Luckily, the Cult of Beauty includes lots and lots of Whistler. You should get to know him, beyond the misunderstood and misnamed “Whistler’s Mother”. This is one of the larger collections of really important Victorian art I’ve seen in one place. You’ll see everyone from the Pre-Raphaelites — including Millais and Dante Gabriel Rosetti — to the later and more decadent Aesthetes — most famously Aubrey Beardsley — but also examples of the style and philosophy as manifested in clothing, wallpaper (yes, William Morris), furniture, architecture, pottery and household items.
I hope you’ll walk away, as I did, valuing artists and artisans all the more and determined that the study and practice of art is a noble endeavor — not a “frill” — that can enrich all our lives. As the Aesthetics were fond of saying, “The hours spent contemplating Beauty are the only hours in which we truly live.” Of course, Oscar Wilde condensed that thought into something much wittier:
“We are all of us in the gutter. But some of us are looking at the stars!”
Addendum:
The Cult of Beauty runs through June 17th, 2012, and this is the ONLY U.S. venue. If you are anywhere near San Francisco, make the trip! Otherwise you’ll have to get to London’s V&A or to the Musée d’Orsay in Paris.
Some highlights:
*A portrait of Charles Dickens’ daughter (a painter in her own right) looking decidedly soigneé in black and not at all as you would expect Charles Dickens’ daughter to look.
*A wonderful small painting that makes such wildly disparate references as The Parthenon, Pompeii and Japanese screens — yet somehow makes it all work.
*A recreation of Whistler’s famous Peacock Room and the scathing portrait he painted of the patron who refused to pay him for it. (Again, don’t piss off artists!)
*Marvel at how the Pre-Raphaelites, especially, really had “a type” in women: thick red hair, strong Roman nose and fleshy lips. No wonder they traded each other’s wives, mistresses and muses so readily.

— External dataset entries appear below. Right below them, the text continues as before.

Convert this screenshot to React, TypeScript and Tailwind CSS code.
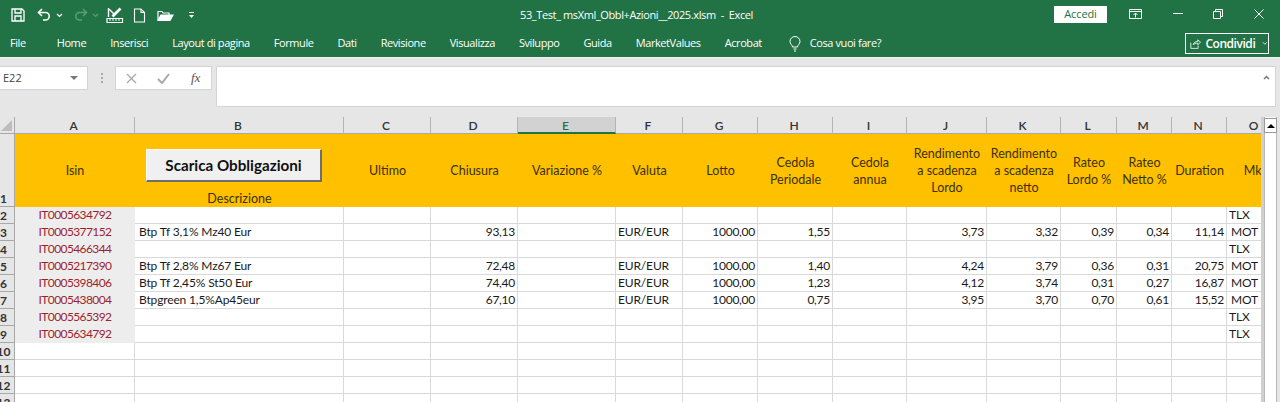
const cols = ["A", "B", "C", "D", "E", "F", "G", "H", "I", "J", "K", "L", "M", "N", "O"];

const tabs = ["Home", "Inserisci", "Layout di pagina", "Formule", "Dati", "Revisione", "Visualizza", "Sviluppo", "Guida", "MarketValues", "Acrobat"];

const gridCols = "grid shrink-0 grid-cols-[120px_209px_87px_87px_98px_67px_75px_75px_74px_80px_74px_56px_55px_55px_56px]";

const rows = [
  { n: 2, isin: "IT0005634792", mkt: "TLX" },
  { n: 3, isin: "IT0005377152", name: "Btp Tf 3,1% Mz40 Eur", close: "93,13", h: "1,55", j: "3,73", k: "3,32", l: "0,39", m: "0,34", dur: "11,14", mkt: "MOT" },
  { n: 4, isin: "IT0005466344", mkt: "TLX" },
  { n: 5, isin: "IT0005217390", name: "Btp Tf 2,8% Mz67 Eur", close: "72,48", h: "1,40", j: "4,24", k: "3,79", l: "0,36", m: "0,31", dur: "20,75", mkt: "MOT" },
  { n: 6, isin: "IT0005398406", name: "Btp Tf 2,45% St50 Eur", close: "74,40", h: "1,23", j: "4,12", k: "3,74", l: "0,31", m: "0,27", dur: "16,87", mkt: "MOT" },
  { n: 7, isin: "IT0005438004", name: "Btpgreen 1,5%Ap45eur", close: "67,10", h: "0,75", j: "3,95", k: "3,70", l: "0,70", m: "0,61", dur: "15,52", mkt: "MOT" },
  { n: 8, isin: "IT0005565392", mkt: "TLX" },
  { n: 9, isin: "IT0005634792", mkt: "TLX" },
  { n: 10 },
  { n: 11 },
  { n: 12 },
  { n: 13 },
];

function RowNum({ n, tall }: { n: number; tall?: boolean }) {
  return (
    <div className={`w-[15px] flex justify-end overflow-hidden bg-[#e6e6e6] border-r border-b border-[#a8a8a8] font-bold text-[#333] ${tall ? "h-[73px] items-end" : "h-[17px] items-center"}`}>
      <span className="w-[21px] shrink-0 text-center leading-[15px]">{n}</span>
    </div>
  );
}

function Cell({ children, right }: { children?: React.ReactNode; right?: boolean }) {
  return (
    <div className={`h-[17px] border-r border-b border-[#d9d9d9] px-[2px] leading-[16px] whitespace-nowrap overflow-hidden ${right ? "text-right tracking-[-0.25px]" : "tracking-[-0.15px]"}`}>
      {children}
    </div>
  );
}

function HeadCell({ children, bottom }: { children?: React.ReactNode; bottom?: boolean }) {
  return (
    <div className={`h-[73px] flex justify-center text-center text-[12.500px] leading-[17px] whitespace-nowrap overflow-hidden ${bottom ? "items-end" : "items-center"}`}>
      <div>{children}</div>
    </div>
  );
}

function Row({ r }: { r: (typeof rows)[number] }) {
  return (
    <div className={gridCols}>
      <div className={`h-[17px] border-b text-center leading-[16px] tracking-[-0.6px] text-[#9c1f2e] ${r.isin ? "bg-[#ededed] border-[#ededed]" : "border-r border-[#d9d9d9]"}`}>{r.isin}</div>
      <Cell>{r.name && <span className="pl-[2px]">{r.name}</span>}</Cell>
      <Cell />
      <Cell right>{r.close}</Cell>
      <Cell />
      <Cell>{r.name && "EUR/EUR"}</Cell>
      <Cell right>{r.name && "1000,00"}</Cell>
      <Cell right>{r.h}</Cell>
      <Cell />
      <Cell right>{r.j}</Cell>
      <Cell right>{r.k}</Cell>
      <Cell right>{r.l}</Cell>
      <Cell right>{r.m}</Cell>
      <Cell right>{r.dur}</Cell>
      <Cell>{r.mkt && <span className={r.mkt === "MOT" ? "pl-[2px]" : ""}>{r.mkt}</span>}</Cell>
    </div>
  );
}

function QuickBar() {
  return (
    <div className="w-[520px] flex items-center h-[30px] pl-[10px] text-white">
      <svg width="16" height="16" viewBox="0 0 16 16" fill="none" stroke="currentColor" strokeWidth="1.3">
        <path d="M2 2h10l2 2v10H2z" />
        <path d="M5 2v4h6V2M5 14V9h6v5" />
      </svg>
      <svg className="ml-[10px]" width="17" height="16" viewBox="0 0 17 16" fill="none" stroke="currentColor" strokeWidth="1.6">
        <path d="M6 2 2.500 5.500 6 9" />
        <path d="M3 5.500h6.500a3.600 3.600 0 0 1 0 7.500H7" />
      </svg>
      <svg className="ml-[3px]" width="7" height="5" viewBox="0 0 7 5" fill="none" stroke="currentColor" strokeWidth="1.2">
        <path d="m1 1 2.500 2.500L6 1" />
      </svg>
      <svg className="ml-[9px] text-[#5c9a78]" width="17" height="16" viewBox="0 0 17 16" fill="none" stroke="currentColor" strokeWidth="1.6">
        <path d="M11 2l3.500 3.500L11 9" />
        <path d="M14 5.500H7.500a3.600 3.600 0 0 0 0 7.500H10" />
      </svg>
      <svg className="ml-[3px] text-[#5c9a78]" width="7" height="5" viewBox="0 0 7 5" fill="none" stroke="currentColor" strokeWidth="1.2">
        <path d="m1 1 2.500 2.500L6 1" />
      </svg>
      <svg className="ml-[7px]" width="18" height="18" viewBox="0 0 18 18" fill="none" stroke="currentColor" strokeWidth="1.2">
        <path d="M2.500 2v9M2.500 2.500l6 6" strokeWidth="1.400" />
        <path d="m6.500 10.500 8-8" strokeWidth="2.600" />
        <path d="M1 12.500h15.500v4H1z" />
        <path d="M4 13v2M7 13v2M10 13v2M13 13v2" strokeWidth="1" />
      </svg>
      <svg className="ml-[9px]" width="13" height="15" viewBox="0 0 13 15" fill="none" stroke="currentColor" strokeWidth="1.100">
        <path d="M1.500 1h6.500l3.500 3.500v9.500h-10z" />
        <path d="M8 1v3.500h3.500" />
      </svg>
      <svg className="ml-[11px]" width="17" height="14" viewBox="0 0 17 14" fill="none" stroke="currentColor" strokeWidth="1.200">
        <path d="M1 12.500V3.500h4l1 1.500h6v2" />
        <path d="M1 12.500 4 7h12l-3 5.500z" fill="currentColor" />
      </svg>
      <svg className="ml-[14px]" width="7" height="9" viewBox="0 0 7 9" fill="currentColor">
        <path d="M1 1h5v1H1zM1 4h5L3.500 7z" />
      </svg>
    </div>
  );
}

function WindowButtons() {
  return (
    <div className="flex items-center h-[30px] ml-auto pr-[6px] text-white">
      <div className="w-[53px] h-[17px] flex items-center justify-center bg-white text-[#217346] tracking-[-0.1px] mt-[-1px]">Accedi</div>
      <div className="w-[57px] flex justify-center">
        <svg className="mt-[-2px]" width="13" height="10" viewBox="0 0 13 10" fill="none" stroke="currentColor">
          <path d="M.500.500h12v9H.500zM.500 2.500h12M6.500 8.500V4.500M4.500 6 6.500 4l2 2" />
        </svg>
      </div>
      <div className="w-[28px] flex justify-center">
        <div className="w-[10px] h-[1px] bg-white mt-[-2px]" />
      </div>
      <div className="w-[52px] flex justify-center">
        <svg className="mt-[-2px]" width="10" height="10" viewBox="0 0 10 10" fill="none" stroke="currentColor">
          <path d="M.500 2.500h7v7h-7zM2.500 2.500v-2h7v7h-2" />
        </svg>
      </div>
      <div className="w-[30px] flex justify-center">
        <svg className="mt-[-2px]" width="10" height="10" viewBox="0 0 10 10" fill="none" stroke="currentColor">
          <path d="m.500.500 9 9M9.500.500l-9 9" />
        </svg>
      </div>
    </div>
  );
}

export default function App() {
  return (
    <div className="w-[1280px] h-[402px] overflow-hidden bg-[#e6e6e6] font-['Lato','Open_Sans',sans-serif] text-[12px] text-[#1a1a1a]">
      {/* Title bar and ribbon tabs */}
      <div className="h-[58px] bg-[#217346] text-white font-['Open_Sans',sans-serif] text-[11px] tracking-[-0.42px] border-b border-[#f2f2f2]">
        <div className="flex h-[30px]">
          <QuickBar />
          <div className="pt-[7px] tracking-[-0.38px]">53_Test_ msXml_Obbl+Azioni__2025.xlsm&nbsp; -&nbsp; Excel</div>
          <WindowButtons />
        </div>
        <div className="flex items-center justify-between h-[27px]">
          <div className="flex items-center">
            <span className="ml-[10px] mr-[31px]">File</span>
            <div className="flex gap-[24px]">
              {tabs.map((t) => <span key={t}>{t}</span>)}
            </div>
            <svg className="ml-[27px]" width="12" height="16" viewBox="0 0 12 16" fill="none" stroke="currentColor">
              <path d="M3.500 11c0-2-2.500-3-2.500-5.500a5 5 0 0 1 10 0c0 2.500-2.500 3.500-2.500 5.500zM4.500 13h3M5 15h2" />
            </svg>
            <span className="ml-[9px]">Cosa vuoi fare?</span>
          </div>
          <div className="mr-[11px] w-[84px] h-[21px] border border-white flex items-center pl-[4px] text-[12px] font-semibold tracking-[-0.45px]">
            <svg width="14" height="13" viewBox="0 0 14 13" fill="none" stroke="currentColor">
              <path d="M1 5.500v7h9V9M4 8c.5-3 3-4 5.500-4V2L13 5l-3.500 3V6C7 6 5 7 4 8z" />
            </svg>
            <span className="ml-[4px]">Condividi</span>
            <svg className="ml-[7px]" width="7" height="5" viewBox="0 0 7 5" fill="none" stroke="currentColor">
              <path d="m1 1 2.500 2.500L6 1" />
            </svg>
          </div>
        </div>
      </div>

      {/* Formula bar */}
      <div className="flex pt-[8px] h-[49px] text-[#444]">
        <div className="w-[88px] h-[24px] bg-white border-y border-r border-[#d4d4d4] flex items-center justify-between pl-[3px] pr-[9px] font-['Open_Sans',sans-serif] text-[11px]">
          E22
          <div className="border-x-[4px] border-t-[4px] border-x-transparent border-t-[#777]" />
        </div>
        <div className="w-[27px] h-[24px] flex items-center justify-center gap-[2px] flex-col">
          <div className="w-[2px] h-[2px] bg-[#aaa]" />
          <div className="w-[2px] h-[2px] bg-[#aaa]" />
          <div className="w-[2px] h-[2px] bg-[#aaa]" />
        </div>
        <div className="w-[97px] h-[24px] bg-white border border-[#d4d4d4] flex items-center pl-[10px] text-[#a8a8a8]">
          <svg width="11" height="11" viewBox="0 0 11 11" fill="none" stroke="currentColor" strokeWidth="1.3">
            <path d="m1 1 9 9M10 1l-9 9" />
          </svg>
          <svg className="ml-[20px]" width="13" height="11" viewBox="0 0 13 11" fill="none" stroke="currentColor" strokeWidth="2">
            <path d="m1 6 4 4 7-9" />
          </svg>
          <span className="ml-[21px] italic text-[#555] font-['Liberation_Serif',serif] text-[13px]">fx</span>
        </div>
        <div className="ml-[4px] w-[1060px] h-[41px] bg-white border border-[#d4d4d4] rounded-[1px] flex justify-end pt-[8px] pr-[5px]">
          <svg width="7" height="5" viewBox="0 0 7 5" fill="none" stroke="#777" strokeWidth="1.5">
            <path d="m1 4 2.500-2.500L6 4" />
          </svg>
        </div>
      </div>

      <div className="h-[10px] bg-[#e6e6e6]" />

      {/* Sheet */}
      <div className="flex">
        <div className="w-[1261px] overflow-hidden">
          <div className="flex h-[17px]">
            <div className="w-[15px] bg-[#e6e6e6] border-r border-b border-[#a8a8a8] flex items-end justify-end pb-[2px] pr-[2px] shrink-0">
              <svg width="11" height="11" viewBox="0 0 11 11" fill="#bdbdbd">
                <path d="M11 0v11H0z" />
              </svg>
            </div>
            <div className={gridCols}>
              {cols.map((c) => (
                <div
                  key={c}
                  className={`h-[17px] text-center leading-[17px] font-semibold pr-[2px] border-r border-[#b5b5b5] overflow-hidden ${c === "E" ? "bg-[#d2d2d2] text-[#217346] border-b-2 border-b-[#217346]" : "bg-[#e6e6e6] text-[#333] border-b border-b-[#a8a8a8]"}`}
                >
                  {c}
                </div>
              ))}
            </div>
          </div>

          <div className="flex">
            <div className="w-[15px] shrink-0">
              <RowNum n={1} tall />
              {rows.map((r) => <RowNum key={r.n} n={r.n} />)}
            </div>
            <div className="shrink-0 bg-white">
              <div className={`${gridCols} relative bg-[#ffc000] text-[#3b3000]`}>
                <HeadCell>Isin</HeadCell>
                <HeadCell bottom>Descrizione</HeadCell>
                <HeadCell>Ultimo</HeadCell>
                <HeadCell>Chiusura</HeadCell>
                <HeadCell>Variazione %</HeadCell>
                <HeadCell>Valuta</HeadCell>
                <HeadCell>Lotto</HeadCell>
                <HeadCell>Cedola<br />Periodale</HeadCell>
                <HeadCell>Cedola<br />annua</HeadCell>
                <HeadCell>Rendimento<br />a scadenza<br />Lordo</HeadCell>
                <HeadCell>Rendimento<br />a scadenza<br />netto</HeadCell>
                <HeadCell>Rateo<br />Lordo %</HeadCell>
                <HeadCell>Rateo<br />Netto %</HeadCell>
                <HeadCell>Duration</HeadCell>
                <HeadCell>Mkt</HeadCell>
                {/* Form button sitting on top of the sheet */}
                <div className="absolute left-[131px] top-[15px] w-[176px] h-[33px] flex items-center justify-center bg-[#f0f0f0] border-t border-l border-t-white border-l-white border-b-2 border-r-2 border-b-[#6e6e6e] border-r-[#6e6e6e] text-[15.2px] font-bold text-[#111]">
                  Scarica Obbligazioni
                </div>
              </div>
              {rows.map((r) => <Row key={r.n} r={r} />)}
            </div>
          </div>
        </div>

        {/* Vertical scrollbar */}
        <div className="w-[19px] h-[285px] flex">
          <div className="w-[3px] bg-[#d0d0d0]" />
          <div className="w-[13px] bg-white border-x border-[#b8b8b8]">
            <div className="h-[15px] mx-[-1px] mt-[1px] bg-white border border-[#9a9a9a] flex items-center justify-center">
              <div className="border-x-[4px] border-b-[4px] border-x-transparent border-b-black" />
            </div>
          </div>
        </div>
      </div>
    </div>
  );
}
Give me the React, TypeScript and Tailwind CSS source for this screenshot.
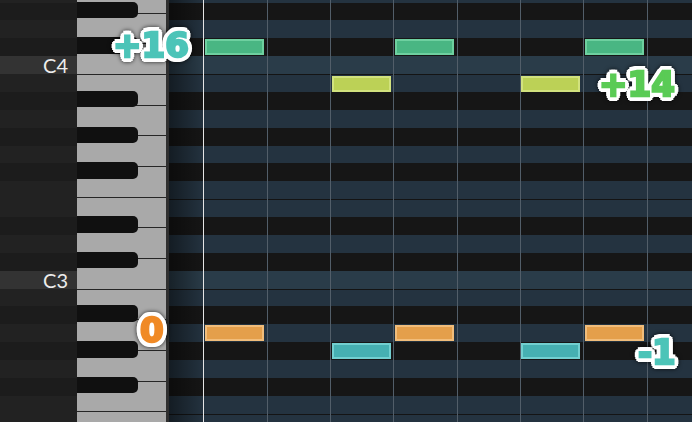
import React from "react";

// piano roll geometry
const ROW = 17.875;
const OFFSET = -15.375;
const BEAT = 63.3;
const BAR_X = 34.8;

const names = [
  "E4", "D#4", "D4", "C#4", "C4", "B3", "A#3", "A3", "G#3", "G3", "F#3", "F3", "E3",
  "D#3", "D3", "C#3", "C3", "B2", "A#2", "A2", "G#2", "G2", "F#2", "F2", "E2", "D#2",
];

const rows = names.map((name) => ({
  name,
  sharp: name.includes("#"),
  isC: name[0] === "C" && !name.includes("#"),
  split: (name[0] === "B" || name[0] === "E") && !name.includes("#"),
}));

type Note = { pitch: string; beat: number; fill: string };

const notes: Note[] = [
  { pitch: "C#4", beat: 0, fill: "bg-[#49b683] border-[#6ed0a0]" },
  { pitch: "C#4", beat: 3, fill: "bg-[#49b683] border-[#6ed0a0]" },
  { pitch: "C#4", beat: 6, fill: "bg-[#49b683] border-[#6ed0a0]" },
  { pitch: "B3", beat: 2, fill: "bg-[#bcd156] border-[#d2e27e]" },
  { pitch: "B3", beat: 5, fill: "bg-[#bcd156] border-[#d2e27e]" },
  { pitch: "A2", beat: 0, fill: "bg-[#e49f4b] border-[#f1bd7b]" },
  { pitch: "A2", beat: 3, fill: "bg-[#e49f4b] border-[#f1bd7b]" },
  { pitch: "A2", beat: 6, fill: "bg-[#e49f4b] border-[#f1bd7b]" },
  { pitch: "G#2", beat: 2, fill: "bg-[#46b0b2] border-[#72cfd0]" },
  { pitch: "G#2", beat: 5, fill: "bg-[#46b0b2] border-[#72cfd0]" },
];

const whiteKeys = Array.from({ length: 15 });

function LabelColumn() {
  return (
    <div className="w-[77px] shrink-0 flex flex-col mt-[-15.375px]">
      {rows.map((r) => (
        <div
          key={r.name}
          className={`h-[17.875px] shrink-0 flex items-center justify-end pr-[9px] ${
            r.isC ? "bg-[#333333]" : r.sharp ? "bg-[#1c1c1c]" : "bg-[#222222]"
          }`}
        >
          {r.isC && (
            <span className="font-['Lato',sans-serif] text-[20px] leading-none text-[#ececec]">{r.name}</span>
          )}
        </div>
      ))}
    </div>
  );
}

function Keyboard() {
  return (
    <div className="relative w-[89px] shrink-0 bg-[#a9a9a9] overflow-hidden">
      <div className="flex flex-col mt-[-17.8px]">
        {whiteKeys.map((_, i) => (
          <div key={i} className="h-[30.643px] shrink-0 border-t-[1.5px] border-[#262626]" />
        ))}
      </div>
      {rows.map((r, i) =>
        r.sharp ? (
          <div
            key={r.name}
            className="absolute left-0 w-[61px] h-[16.5px] rounded-r-[5px] bg-[#101010]"
            style={{ top: OFFSET + i * ROW - 1 }}
          />
        ) : null
      )}
    </div>
  );
}

function Grid() {
  return (
    <div className="relative flex-1 overflow-hidden">
      <div className="flex flex-col mt-[-15.375px]">
        {rows.map((r) => (
          <div
            key={r.name}
            className={`relative h-[17.875px] shrink-0 ${
              r.sharp ? "bg-[#161616]" : r.isC ? "bg-[#2a3c49]" : "bg-[#243340]"
            } ${r.split ? "border-t border-[#141414]" : ""}`}
          >
            {notes
              .filter((n) => n.pitch === r.name)
              .map((n) => (
                <div
                  key={n.beat}
                  className={`absolute top-[0.5px] h-[16px] w-[59px] border-2 ${n.fill}`}
                  style={{ left: BAR_X + n.beat * BEAT + 1.5 }}
                />
              ))}
          </div>
        ))}
      </div>
      <div className="absolute left-0 top-0 bottom-0 w-[36px] bg-linear-to-r from-black/45 to-transparent" />
      <div className="absolute inset-0 flex pl-[34.8px] pointer-events-none">
        {Array.from({ length: 8 }).map((_, i) => (
          <div
            key={i}
            className={`w-[63.3px] shrink-0 border-l-[1.5px] ${i === 0 ? "border-[#e4e4e4]" : "border-[#525e69]"}`}
          />
        ))}
      </div>
    </div>
  );
}

// heavy glyphs: a same-colour stroke fattens them, a ring of white shadows
// gives the outline, and a soft dark halo sits around it
const badge =
  "absolute font-['DejaVu_Sans',sans-serif] font-bold text-[34px] leading-none [-webkit-text-stroke:2.4px_currentColor] " +
  "[text-shadow:5px_0_0_#fff,4.6px_1.9px_0_#fff,3.5px_3.5px_0_#fff,1.9px_4.6px_0_#fff,0_5px_0_#fff,-1.9px_4.6px_0_#fff,-3.5px_3.5px_0_#fff,-4.6px_1.9px_0_#fff,-5px_0_0_#fff,-4.6px_-1.9px_0_#fff,-3.5px_-3.5px_0_#fff,-1.9px_-4.6px_0_#fff,0_-5px_0_#fff,1.9px_-4.6px_0_#fff,3.5px_-3.5px_0_#fff,4.6px_-1.9px_0_#fff,3px_0_0_#fff,0_3px_0_#fff,-3px_0_0_#fff,0_-3px_0_#fff,2px_2px_0_#fff,-2px_2px_0_#fff,2px_-2px_0_#fff,-2px_-2px_0_#fff] " +
  "drop-shadow-[0_0_2px_rgba(0,0,0,0.75)]";

export default function App() {
  return (
    <div className="relative w-[692px] h-[422px] overflow-hidden flex bg-[#161616]">
      <LabelColumn />
      <Keyboard />
      <div className="w-[2.7px] shrink-0 bg-[#2f2f2f]" />
      <Grid />

      <span className={`${badge} left-[113px] top-[28px] text-[#4cc4b8]`}>+16</span>
      <span className={`${badge} left-[599px] top-[67px] text-[#5acb55]`}>+14</span>
      <span className={`${badge} left-[140px] top-[313px] text-[#f08a26]`}>0</span>
      <span className={`${badge} left-[638px] top-[335px] text-[#4cc4b8]`}>-1</span>
    </div>
  );
}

Top image: Frederic Leighton, Pavonia (Peacock), 1858–9, oil on canvas. Private collection. From the exhibit website.
I love Jimmy Whistler.
What????? How could I have missed the SFT in my museum visit; Django wiil never forgive me. Thanks for drawing attention to this absolutely splendid exhibit…the next best thing to a visit to the V & A: coolest museum on the planet. Beautifully curated; kudos to the Legion of Honor!